In fact, a study by MagnifyMoney revealed that large cities such as Philadelphia, Los Angeles and New York City topped the list of cities with long commutes and expensive living. When I compare St. Louis’s cost of living to those of San Francisco or L.A., I’m comforted knowing that I can build equity in my house for far less than my friends in those cities who are paying rent.
Also, those of us working in St. Louis have opportunities our larger-city compatriots couldn’t dream of. If I want to set up a meeting with an executive or community leader -- even the mayor -- I can. It doesn’t take months to network; people are well-connected and open their networks readily. And in the early days of entrepreneurship (when building a team to realize the dream is key), finding affordable talent is not only possible, but it can be the defining factor between thriving and drowning.
Statistics from the United States Census Bureau indicate that some people have already gotten this memo -- they’re migrating to midsized cities in lieu of crowded urban centers where no one knows their name. In other words, now is the time to get on the bandwagon: More entrepreneurs filtering into St. Louis can only be a boon for future business.
Eager to find better balance? If you live and work without the constraints of a huge city and a “never sleep” mentality, you’ll find it simpler to apply the following strategies for personal wellness and satisfaction:
1. Focus on your ‘one thing.’
In their book The One Thing, authors Gary Keller and Jay Papasan ask: What’s one thing you could do each day that would make life easier? For me, it’s all about maximizing joy. I accomplish this by leveraging technology to accommodate my life’s needs. For example, purchasing groceries through Instacart while taking a Lyft to a work dinner saves time and boosts joy: I don’t feel negligent in my duties as a mom or a professional. Additionally, I make every effort to maintain the “one thing” with my family: family dinner. It’s an opportunity for my husband, me and our children to connect.
In some ways, finding your one thing and giving it attention is a form of self-care: You’re stepping away from the daily grind and into a head space that promotes happiness and well-being. And self-care, as it turns out, is not something that’s taken lightly. A Pew Research Center study cited by NPR found that millennials are making more self-improvement commitments than any generation preceding them. Your one thing is a part of that.
2. Laugh a little every day.
It sounds trite, but when you laugh more, you immediately de-stress. It’s hard to stay in a bad mood when you’re bent at the waist laughing so hard tears run down your face. Laughter is my weapon against burnout, which is why I reserve one night a month to hang out with my three purpose-driven female friends to de-stress and recharge over meals and life updates.
Living in a mid-tier “village” makes laughter and people-to-people connections more possible. Meetups are simpler when everyone is working nearer to home. In Milwaukee, for instance, technology professionals have set up regular informal get-togethers for the sole purpose of having a good time with individuals they may not otherwise encounter.
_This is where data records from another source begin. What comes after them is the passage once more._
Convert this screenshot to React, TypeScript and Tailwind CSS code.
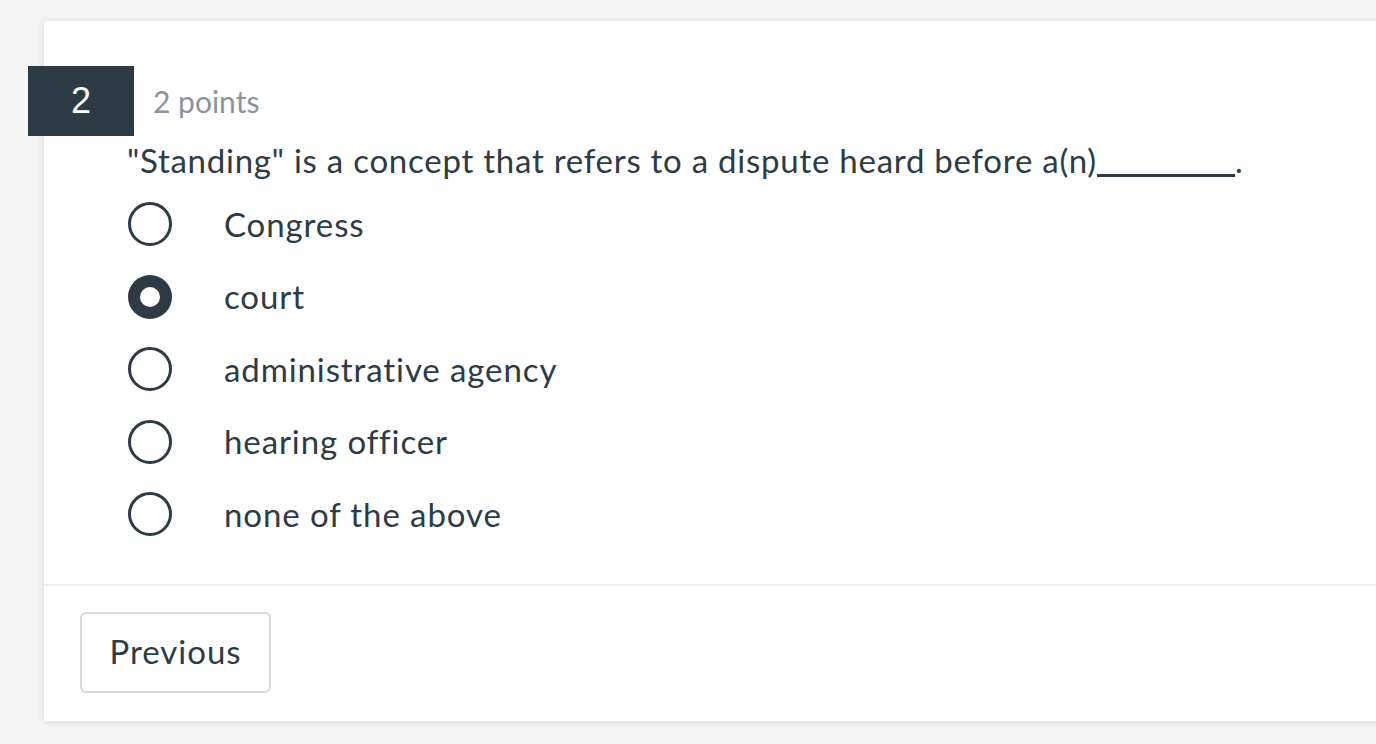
import React from "react";

const options = [
  "Congress",
  "court",
  "administrative agency",
  "hearing officer",
  "none of the above",
];

function Radio({ checked }: { checked: boolean }) {
  if (checked) {
    return (
      <span className="flex h-[44px] w-[44px] shrink-0 items-center justify-center rounded-full bg-[#2d3b45]">
        <span className="h-[20px] w-[20px] rounded-full bg-white" />
      </span>
    );
  }
  return (
    <span className="h-[44px] w-[44px] shrink-0 rounded-full border-[3px] border-[#2d3b45] bg-white" />
  );
}

export default function App() {
  const selected = 1;
  return (
    <div
      className="h-[744px] w-[1376px] overflow-hidden bg-[#f5f5f5] pt-[21px]"
      style={{ fontFamily: "Lato, 'Open Sans', sans-serif" }}
    >
      <div className="ml-[44px] w-[1380px] rounded-[3px] bg-white shadow-[0_1px_8px_rgba(0,0,0,0.12)]">
        <div className="pt-[45px]">
          <div className="flex items-center">
            <div
              className="-ml-[16px] flex h-[70px] w-[106px] items-center justify-center bg-[#2d3b45] text-[36px] text-white"
              style={{ fontFamily: "'Liberation Sans', Arial, sans-serif" }}
            >
              2
            </div>
            <div className="ml-[19px] text-[30px] text-[#8b949c]">2 points</div>
          </div>

          <div className="pl-[83px] pr-[40px] text-[#2d3b45]">
            <p className="h-[48px] text-[33px] leading-[48px] tracking-[0.75px]">
              "Standing" is a concept that refers to a dispute heard before a(n)
              <span className="inline-block w-[138px] translate-y-[4px] border-b-[3px] border-[#2d3b45] align-baseline" />
              .
            </p>
            <div className="mt-[4px]">
              {options.map((o, i) => (
                <label
                  key={o}
                  className="flex h-[72.5px] items-center gap-[52px] pl-[1px] text-[33px] tracking-[0.9px]"
                >
                  <Radio checked={i === selected} />
                  <span>{o}</span>
                </label>
              ))}
            </div>
          </div>
        </div>

        <div className="mt-[33px] border-t-2 border-[#f0f0f0] px-[36px] pb-[28px] pt-[26px]">
          <button className="flex h-[81px] w-[191px] items-center justify-center rounded-[6px] border-2 border-[#d9d9d9] bg-white text-[33px] tracking-[1px] text-[#2d3b45]">
            Previous
          </button>
        </div>
      </div>
    </div>
  );
}
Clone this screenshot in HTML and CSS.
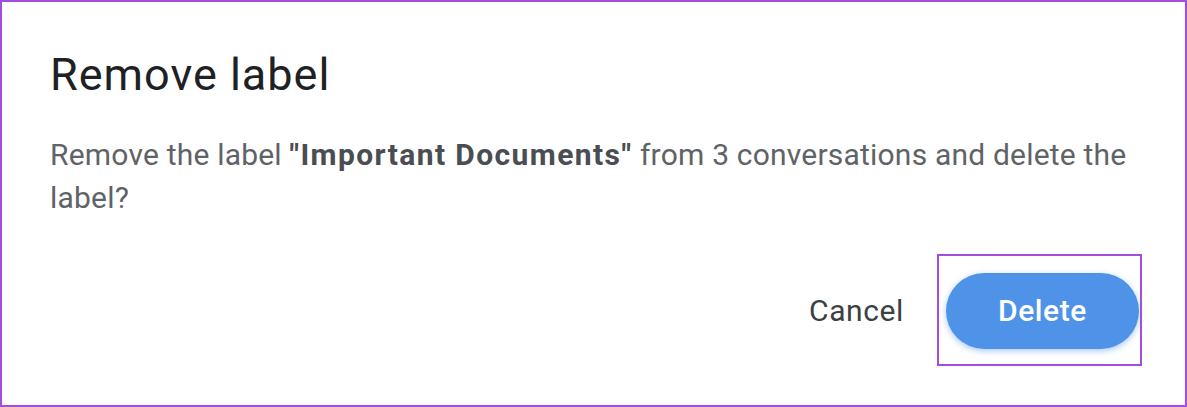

3. Join entrepreneurial growth groups.
Again, a cozier city like St. Louis includes a number of organizations that can more easily connect people. Brazen -- of which I’m a member -- supports women CEOs; another is 1 Million Cups, which holds weekly coffee sit-downs with like-minded entrepreneurs who present their companies, problem-solve and collaborate. If you live in a sprawling metropolis, you might be hard-pressed to squeak in time for peer-to-peer mentorship groups or sitting on advisory councils, thus losing out on valuable insights and networks.
As Norwest Venture Partners discovered, 93 percent of serious, successful CEOs regularly gather with other founders, and 27 percent do so several times weekly. Not everyone has the opportunity to access resources, peer groups and support organizations if they’re spending four hours a day on the train or in a car, leading to greater work-life imbalance over time.
Being an entrepreneur takes a special blend of high energy, ambition, “stick to it” attitude and community. As an entrepreneur, you already have the drive and ambition, but living in a place like St. Louis provides greater opportunities -- because of community support -- that can help you achieve success.